>> begin

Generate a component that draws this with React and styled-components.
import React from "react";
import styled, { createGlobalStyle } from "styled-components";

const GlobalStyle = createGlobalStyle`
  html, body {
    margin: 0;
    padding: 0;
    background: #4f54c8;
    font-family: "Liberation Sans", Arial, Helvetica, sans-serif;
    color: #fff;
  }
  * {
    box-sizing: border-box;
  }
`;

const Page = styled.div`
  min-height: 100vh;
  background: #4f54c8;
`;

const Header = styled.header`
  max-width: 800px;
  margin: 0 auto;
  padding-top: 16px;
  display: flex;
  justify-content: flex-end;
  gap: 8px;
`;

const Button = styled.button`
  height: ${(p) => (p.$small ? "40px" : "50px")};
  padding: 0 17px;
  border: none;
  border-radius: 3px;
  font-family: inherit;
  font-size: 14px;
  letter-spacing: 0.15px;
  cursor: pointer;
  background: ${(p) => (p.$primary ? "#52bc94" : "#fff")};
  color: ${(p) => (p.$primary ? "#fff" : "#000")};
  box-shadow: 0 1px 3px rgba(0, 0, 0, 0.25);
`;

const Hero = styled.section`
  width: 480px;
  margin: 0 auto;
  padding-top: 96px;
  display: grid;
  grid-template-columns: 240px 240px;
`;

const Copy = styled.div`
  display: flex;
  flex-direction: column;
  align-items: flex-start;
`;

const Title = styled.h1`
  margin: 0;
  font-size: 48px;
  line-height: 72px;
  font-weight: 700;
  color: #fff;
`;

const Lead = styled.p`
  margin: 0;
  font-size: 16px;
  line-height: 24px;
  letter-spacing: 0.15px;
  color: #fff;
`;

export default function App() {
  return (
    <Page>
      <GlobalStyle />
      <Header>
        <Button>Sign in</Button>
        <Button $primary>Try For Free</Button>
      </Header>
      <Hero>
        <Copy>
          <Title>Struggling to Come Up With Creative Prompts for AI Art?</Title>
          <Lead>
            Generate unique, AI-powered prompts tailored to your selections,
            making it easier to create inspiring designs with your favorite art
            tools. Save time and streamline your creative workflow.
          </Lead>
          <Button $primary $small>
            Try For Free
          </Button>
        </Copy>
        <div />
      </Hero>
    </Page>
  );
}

>> end

GIVEN EXERCISE:
Transcribe the whole listing exactly.

TASK OUTPUT:
Generate a component that draws this with React and styled-components.
import React from "react";
import styled, { createGlobalStyle } from "styled-components";

const GlobalStyle = createGlobalStyle`
  html, body {
    margin: 0;
    padding: 0;
    background: #4f54c8;
    font-family: "Liberation Sans", Arial, Helvetica, sans-serif;
    color: #fff;
  }
  * {
    box-sizing: border-box;
  }
`;

const Page = styled.div`
  min-height: 100vh;
  background: #4f54c8;
`;

const Header = styled.header`
  max-width: 800px;
  margin: 0 auto;
  padding-top: 16px;
  display: flex;
  justify-content: flex-end;
  gap: 8px;
`;

const Button = styled.button`
  height: ${(p) => (p.$small ? "40px" : "50px")};
  padding: 0 17px;
  border: none;
  border-radius: 3px;
  font-family: inherit;
  font-size: 14px;
  letter-spacing: 0.15px;
  cursor: pointer;
  background: ${(p) => (p.$primary ? "#52bc94" : "#fff")};
  color: ${(p) => (p.$primary ? "#fff" : "#000")};
  box-shadow: 0 1px 3px rgba(0, 0, 0, 0.25);
`;

const Hero = styled.section`
  width: 480px;
  margin: 0 auto;
  padding-top: 96px;
  display: grid;
  grid-template-columns: 240px 240px;
`;

const Copy = styled.div`
  display: flex;
  flex-direction: column;
  align-items: flex-start;
`;

const Title = styled.h1`
  margin: 0;
  font-size: 48px;
  line-height: 72px;
  font-weight: 700;
  color: #fff;
`;

const Lead = styled.p`
  margin: 0;
  font-size: 16px;
  line-height: 24px;
  letter-spacing: 0.15px;
  color: #fff;
`;

export default function App() {
  return (
    <Page>
      <GlobalStyle />
      <Header>
        <Button>Sign in</Button>
        <Button $primary>Try For Free</Button>
      </Header>
      <Hero>
        <Copy>
          <Title>Struggling to Come Up With Creative Prompts for AI Art?</Title>
          <Lead>
            Generate unique, AI-powered prompts tailored to your selections,
            making it easier to create inspiring designs with your favorite art
            tools. Save time and streamline your creative workflow.
          </Lead>
          <Button $primary $small>
            Try For Free
          </Button>
        </Copy>
        <div />
      </Hero>
    </Page>
  );
}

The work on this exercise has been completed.